On average, stories based on research surveys generated more than five stories in the Indian media, according to Surveys to Know, Surveys to Show, a report from Genesis Burson-Marsteller in association with Impact Research & Measurement.

In 2013, the Indian print media published 1,750 stories based on survey reports commissioned by 258 companies in India. In 2014, the numbers increased to 2,004 stories, based on the survey reports commissioned by 261 companies. Multinational companies operating in India commissioned more than 50 percent of the surveys.

Despite the potential for bolstering research findings through the stamp of approval of accredited research firms, conducting independent in-house surveys is on the increase. And the study shows that even if the sample size is small, if the findings are relevant media houses will consider carrying the survey stories.

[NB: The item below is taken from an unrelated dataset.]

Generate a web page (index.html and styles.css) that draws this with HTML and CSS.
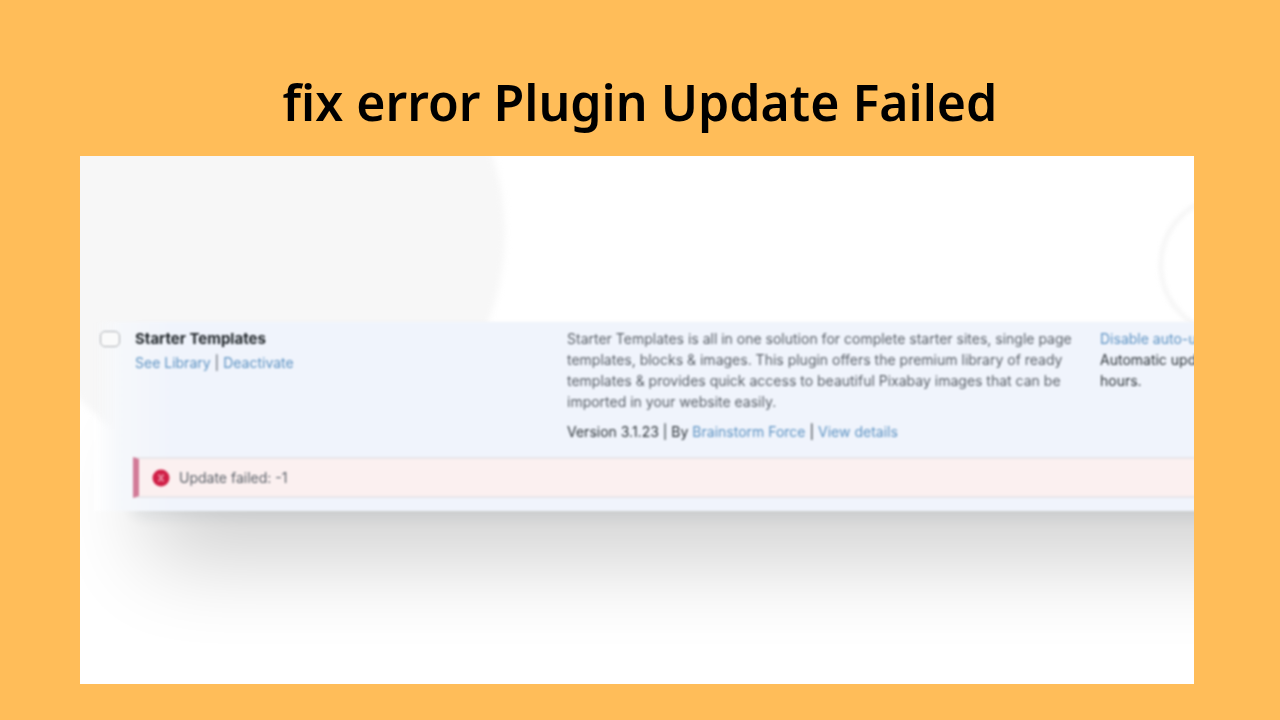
FILE: index.html
```html
<!DOCTYPE html>
<html lang="en">
<head>
<meta charset="utf-8">
<meta name="viewport" content="width=device-width, initial-scale=1">
<title>fix error Plugin Update Failed</title>
<link rel="stylesheet" href="styles.css">
</head>
<body>
<main class="slide">
  <h1 class="title">fix error Plugin Update Failed</h1>
  <section class="picture">
    <div class="scene">
      <span class="disc"></span>
      <span class="ring"></span>
      <div class="card">
        <table class="plugins">
          <tbody>
            <tr>
              <td class="check"><input type="checkbox" id="starter" class="box"></td>
              <td class="plugin">
                <label for="starter" class="name">Starter Templates</label>
                <div class="actions"><a href="#">See Library</a> | <a href="#">Deactivate</a></div>
              </td>
              <td class="description">
                <p>Starter Templates is all in one solution for complete starter sites, single page<br>templates, blocks &amp; images. This plugin offers the premium library of ready<br>templates &amp; provides quick access to beautiful Pixabay images that can be<br>imported in your website easily.</p>
                <p class="meta">Version 3.1.23 | By <a href="#">Brainstorm Force</a> | <a href="#">View details</a></p>
              </td>
              <td class="updates">
                <a href="#">Disable auto-updates</a><br>Automatic update in 8<br>hours.
              </td>
            </tr>
          </tbody>
        </table>
        <div class="notice" role="alert">
          <svg class="fail" viewBox="0 0 18 18" aria-hidden="true">
            <circle cx="9" cy="9" r="8.5" fill="#d01f46"/>
            <path d="M6.5 5.5l5 7M11.5 5.5l-5 7" stroke="#e8899f" stroke-width="2"/>
          </svg>
          <span>Update failed: -1</span>
        </div>
      </div>
    </div>
  </section>
</main>
</body>
</html>
```
FILE: styles.css
```css
* {
  box-sizing: border-box;
}

body {
  margin: 0;
  background: #ffbd59;
}

.slide {
  display: flex;
  flex-direction: column;
  min-height: 100vh;
  padding: 66px 86px 36px 80px;
}

.title {
  margin: 0 0 18px;
  padding-left: 6px;
  color: #000;
  font: 600 50px/72px "Noto Sans", sans-serif;
  text-align: center;
}

.picture {
  flex: 1;
  overflow: hidden;
  background: #fff;
}

.scene {
  position: relative;
  min-height: 528px;
  padding: 166px 0 172px 14px;
}

.disc {
  position: absolute;
  top: -168px;
  left: -65px;
  width: 490px;
  height: 490px;
  border-radius: 50%;
  background: #f7f7f7;
  filter: blur(3px);
}

.ring {
  position: absolute;
  top: 38px;
  right: -107px;
  width: 142px;
  height: 142px;
  border: 4px solid #f4f4f4;
  border-radius: 50%;
  filter: blur(2px);
}

.card {
  position: relative;
  width: 1400px;
  padding: 0 0 13px 8px;
  background: linear-gradient(90deg, rgba(247, 249, 251, 0), #f6f8fb 24px, #f0f4fc 80px);
  box-shadow: 16px 88px 88px -40px rgba(0, 0, 0, 0.19), 36px 8px 16px -4px rgba(60, 85, 100, 0.12);
  color: #5a6068;
  font: 14px/21px Inter, sans-serif;
  filter: blur(1px);
}

.plugins {
  width: 100%;
  border-collapse: collapse;
  table-layout: fixed;
}

.plugins td {
  padding: 6px 0 15px;
  vertical-align: top;
}

.plugins .check {
  width: 33px;
}

.plugins .plugin {
  width: 432px;
}

.plugins .description {
  width: 533px;
  white-space: nowrap;
}

.box {
  display: block;
  appearance: none;
  width: 20px;
  height: 16px;
  margin: 3px 0 0 -2px;
  border: 1px solid #a8abb0;
  border-radius: 5px;
  background: #fafafa;
}

.name {
  color: #1d2327;
  font-size: 15px;
  font-weight: 700;
}

.actions {
  margin-top: 3px;
}

a {
  color: #5c92c2;
  text-decoration: none;
}

p {
  margin: 0;
}

.meta {
  margin-top: 9px;
}

.meta,
.updates {
  color: #2c3338;
}

.notice {
  display: flex;
  align-items: center;
  gap: 9px;
  height: 41px;
  margin-left: 31px;
  padding-left: 13px;
  border: 2px solid #e8e6ea;
  border-left: 6px solid #d27b98;
  background: #fbf0f0;
}

.fail {
  width: 18px;
  height: 18px;
}
```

The study also sees visual storytelling on a rise: in 2013, 25 percent of the survey articles carrying an infographic allocated 100 percent area to the infographic; whereas in 2014, 32 percent of the survey articles devoted full area to the infographic.

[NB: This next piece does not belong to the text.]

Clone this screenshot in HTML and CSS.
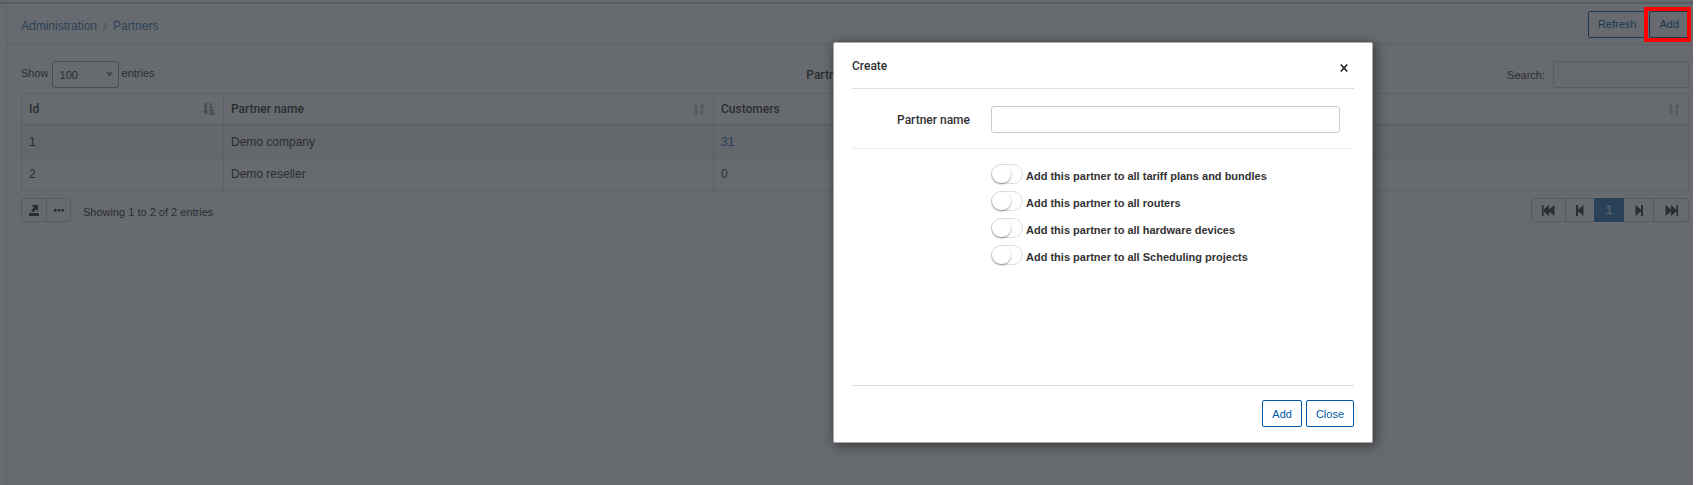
FILE: index.html
```html
<!DOCTYPE html>
<html lang="en">
<head>
<meta charset="utf-8">
<title>Partners</title>
<link rel="stylesheet" href="styles.css">
</head>
<body>
<svg width="0" height="0" class="sprite" aria-hidden="true">
  <symbol id="sort" viewBox="0 0 12 12"><path d="M1.800 0h2.400v8h1.800l-3 4-3-4h1.800zM7.800 12h2.400V4H12L9 0 6 4h1.800z"/></symbol>
  <symbol id="sort-asc" viewBox="0 0 12 12"><path d="M1.500 0h2.500v8h1.500l-2.700 4-2.800-4h1.500zM6.500 0h2v2.400h-2zM6.500 3.100h3v2.400h-3zM6.500 6.300h4.200v2.400H6.500zM6.500 9.500H12V12H6.500z"/></symbol>
  <symbol id="bar-prev" viewBox="0 0 8 11"><path d="M0 0h2v4.700L7.500 0v11L2 6.300V11H0z"/></symbol>
  <symbol id="bar-first" viewBox="0 0 13 11"><path d="M0 0h1.500v4.700L7 0v4.500L12.500 0v11L7 6.500V11L1.500 6.300V11H0z"/></symbol>
</svg>
<div class="page">
  <div class="topline"></div>
  <main class="content">
    <header class="header">
      <nav class="crumbs">
        <a href="#">Administration</a>
        <svg class="chevron" viewBox="0 0 4 8"><path d="M.5 .5L3.300 4 .5 7.500"/></svg>
        <a href="#">Partners</a>
      </nav>
      <div class="actions">
        <button class="btn" type="button">Refresh</button>
        <span class="highlight"><button class="btn" type="button">Add</button></span>
      </div>
    </header>
    <section class="list">
      <div class="toolbar">
        <div class="length">
          <label for="length">Show</label>
          <span class="select-box">
            <select id="length"><option>100</option></select>
            <svg class="caret" viewBox="0 0 8 5"><path d="M0 0h8L4 5z"/></svg>
          </span>
          <span class="unit">entries</span>
        </div>
        <h2 class="list-title">Partners list</h2>
        <div class="search">
          <label for="search">Search:</label>
          <input id="search" type="text">
        </div>
      </div>
      <table class="table">
        <colgroup><col class="col-id"><col class="col-wide"><col class="col-wide"><col></colgroup>
        <thead>
          <tr>
            <th><div class="th">Id<svg class="sort active"><use href="#sort-asc"/></svg></div></th>
            <th><div class="th">Partner name<svg class="sort"><use href="#sort"/></svg></div></th>
            <th><div class="th">Customers</div></th>
            <th><div class="th end"><svg class="sort"><use href="#sort"/></svg></div></th>
          </tr>
        </thead>
        <tbody>
          <tr><td>1</td><td>Demo company</td><td><a href="#">31</a></td><td></td></tr>
          <tr><td>2</td><td>Demo reseller</td><td>0</td><td></td></tr>
        </tbody>
      </table>
      <div class="bottom">
        <div class="info">
          <div class="group">
            <button type="button" aria-label="Export"><svg width="10" height="11" viewBox="0 0 10 11"><path d="M2.500 0H9v6.500L7 4.600 4.800 7H2.500V5.500L4.700 2.300zM0 8h10v3H0z"/></svg></button>
            <button type="button" aria-label="More"><svg width="10" height="3" viewBox="0 0 10 3"><path d="M0 0h2.600v2.500H0zM3.700 0h2.600v2.500H3.700zM7.400 0H10v2.500H7.400z"/></svg></button>
          </div>
          <span>Showing 1 to 2 of 2 entries</span>
        </div>
        <nav class="group pager">
          <button type="button" aria-label="First"><svg width="13" height="11"><use href="#bar-first"/></svg></button>
          <button type="button" aria-label="Previous"><svg width="8" height="11"><use href="#bar-prev"/></svg></button>
          <button type="button" class="current">1</button>
          <button type="button" aria-label="Next"><svg class="flip" width="8" height="11"><use href="#bar-prev"/></svg></button>
          <button type="button" aria-label="Last"><svg class="flip" width="13" height="11"><use href="#bar-first"/></svg></button>
        </nav>
      </div>
    </section>
  </main>
  <div class="overlay"></div>
  <form class="modal" role="dialog" aria-labelledby="modal-title">
    <div class="modal-head">
      <h1 id="modal-title">Create</h1>
      <button class="close" type="button" aria-label="Dismiss"><svg width="8" height="8" viewBox="0 0 8 8"><path d="M.8 .5l6.400 7M7.200 .5l-6.400 7"/></svg></button>
    </div>
    <div class="modal-body">
      <div class="field">
        <label for="name">Partner name</label>
        <input id="name" type="text">
      </div>
      <div class="toggles">
        <label><input type="checkbox"><span>Add this partner to all tariff plans and bundles</span></label>
        <label><input type="checkbox"><span>Add this partner to all routers</span></label>
        <label><input type="checkbox"><span>Add this partner to all hardware devices</span></label>
        <label><input type="checkbox"><span>Add this partner to all Scheduling projects</span></label>
      </div>
    </div>
    <div class="modal-foot">
      <button class="btn" type="button">Add</button>
      <button class="btn" type="button">Close</button>
    </div>
  </form>
</div>
</body>
</html>
```
FILE: styles.css
```css
* { box-sizing: border-box; }
body {
  margin: 0;
  background: #fff;
  color: #333;
  font: 12px/18px "Liberation Sans", Arial, sans-serif;
}
.sprite { position: absolute; }
a { color: #337ab7; text-decoration: none; }
button, input, select { font: inherit; color: inherit; }
svg { display: block; fill: currentColor; }

.page {
  position: relative;
  display: flex;
  flex-direction: column;
  min-height: 100vh;
  margin-right: 3px;
}
.topline {
  height: 4px;
  border-bottom: 2px solid #d0d0d0;
  background: #fafafa;
}
.content {
  flex: 1;
  margin-left: 6px;
  border-left: 1px solid #ddd;
}
.header {
  display: flex;
  justify-content: space-between;
  align-items: center;
  height: 41px;
  padding: 0 4px 0 14px;
  border-bottom: 1px solid #ddd;
}
.crumbs { display: flex; align-items: center; gap: 6px; padding-top: 4px; }
.chevron { width: 4px; height: 8px; fill: none; stroke: #337ab7; }
.actions { display: flex; gap: 3px; }
.btn {
  height: 27px;
  padding: 0 9px;
  border: 1px solid #0059a5;
  border-radius: 2px;
  background: #fff;
  color: #0059a5;
  font-size: 11px;
}
.highlight { position: relative; }
.highlight::after {
  content: "";
  position: absolute;
  inset: -4px -2px -4px -5px;
  border: 4px solid #f00;
  z-index: 3;
}

.list { padding: 16px 4px 0 14px; font-size: 11px; }
.toolbar {
  display: grid;
  grid-template-columns: 1fr auto 1fr;
  align-items: center;
  margin-bottom: 5px;
}
.length, .search { display: flex; align-items: center; gap: 8px; }
.length { gap: 3px; }
.length label, .unit { padding-bottom: 3px; }
.search { justify-content: flex-end; }
.list-title { margin: 0; padding-right: 32px; font: 500 12px/18px Roboto, sans-serif; }
.select-box { position: relative; }
.select-box select {
  display: block;
  appearance: none;
  width: 67px;
  height: 27px;
  padding: 1px 7px 0;
  border: 1px solid #999;
  border-radius: 3px;
  background: #fff;
}
.caret {
  position: absolute;
  right: 6px;
  top: 11px;
  width: 7px;
  height: 5px;
  color: #888;
}
.search input {
  width: 136px;
  height: 27px;
  border: 1px solid #ccc;
  border-radius: 3px;
}

.table {
  width: 100%;
  table-layout: fixed;
  border-collapse: collapse;
  font-size: 12px;
}
.col-id { width: 202px; }
.col-wide { width: 490px; }
.table th, .table td { border: 1px solid #ddd; padding: 7px; text-align: left; }
.table th { padding: 6px 8px 6px 7px; border-bottom-width: 2px; font: 500 12px/18px Roboto, sans-serif; }
.table td { line-height: 17px; }
.table tbody tr:first-child td { line-height: 18px; }
.table tbody tr:nth-child(odd) { background: #f5f5f5; }
.th { display: flex; justify-content: space-between; align-items: center; }
.th.end { justify-content: flex-end; }
.sort { width: 12px; height: 12px; color: #ccc; }
.sort.active { color: #999; }

.bottom { display: flex; justify-content: space-between; margin-top: 7px; }
.info { display: flex; align-items: center; gap: 12px; }
.info > span { padding-top: 4px; }
.group { display: flex; border: 1px solid #ccc; border-radius: 3px; }
.group button {
  display: grid;
  place-items: center;
  width: 24px;
  height: 22px;
  padding: 0;
  border: 0;
  background: none;
}
.group button + button { border-left: 1px solid #ccc; }
.pager button { width: 29px; }
.pager button:first-child { width: 33px; }
.pager button:last-child { width: 35px; }
.pager button.current { height: 24px; width: 30px; margin: -1px 0; border: 0; background: #337ab7; color: #fff; font-size: 12px; }
.pager button.current + button { border-left: 0; }
.flip { transform: scaleX(-1); }

.overlay {
  position: absolute;
  inset: 0;
  background: rgba(39, 43, 48, 0.7);
  z-index: 1;
}
.modal {
  position: absolute;
  top: 42px;
  left: 833px;
  z-index: 4;
  display: flex;
  flex-direction: column;
  width: 540px;
  height: 401px;
  padding: 0 18px;
  border: 1px solid #aaa;
  border-radius: 2px;
  background: #fff;
  box-shadow: 2px 2px 12px rgba(0, 0, 0, 0.5);
}
.modal-head {
  display: flex;
  justify-content: space-between;
  align-items: center;
  height: 46px;
  padding-right: 5px;
  border-bottom: 1px solid #ddd;
}
.modal-head h1 { margin: 0; font: 500 12px/18px Roboto, sans-serif; }
.close { padding: 4px 1px 0; border: 0; background: none; color: #222; }
.close svg { fill: none; stroke: currentColor; stroke-width: 1.6; }
.modal-body { flex: 1; }
.field {
  display: flex;
  align-items: center;
  gap: 21px;
  height: 60px;
  padding: 2px 14px 0 0;
  border-bottom: 1px solid #eee;
}
.field label { width: 118px; text-align: right; font: 500 12px/18px Roboto, sans-serif; }
.field input {
  flex: 1;
  height: 27px;
  border: 1px solid #ccc;
  border-radius: 3px;
}
.toggles { display: flex; flex-direction: column; gap: 7px; padding: 15px 0 0 139px; }
.toggles label { display: flex; gap: 3px; height: 20px; font-size: 11px; font-weight: bold; }
.toggles span { padding-top: 4px; line-height: 16px; }
.toggles input {
  appearance: none;
  width: 32px;
  height: 20px;
  margin: 0;
  border: 1px solid #ddd;
  border-radius: 10px;
}
.toggles input::before {
  content: "";
  display: block;
  width: 19px;
  height: 18px;
  border-radius: 9px;
  background: #fff;
  box-shadow: 0 1px 2px rgba(0, 0, 0, 0.4);
}
.modal-foot {
  display: flex;
  justify-content: flex-end;
  gap: 4px;
  padding: 14px 0 15px;
  border-top: 1px solid #ddd;
}
```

According to Nikhil Dey, president of Genesis Burson-Marsteller, "The use of surveys or research reports as a public relations tool can be traced back to the times of Edward Bernays as far back as 1923 when he effectively used a survey to showcase the preference of American public for a particular type of soap in a well-documented case study of successful public relations. Over 90 years on, the public relations industry continues to use surveys and research reports and we thought it would be interesting to get a sense of how receptive the media in India are to using the results of surveys in their reportage."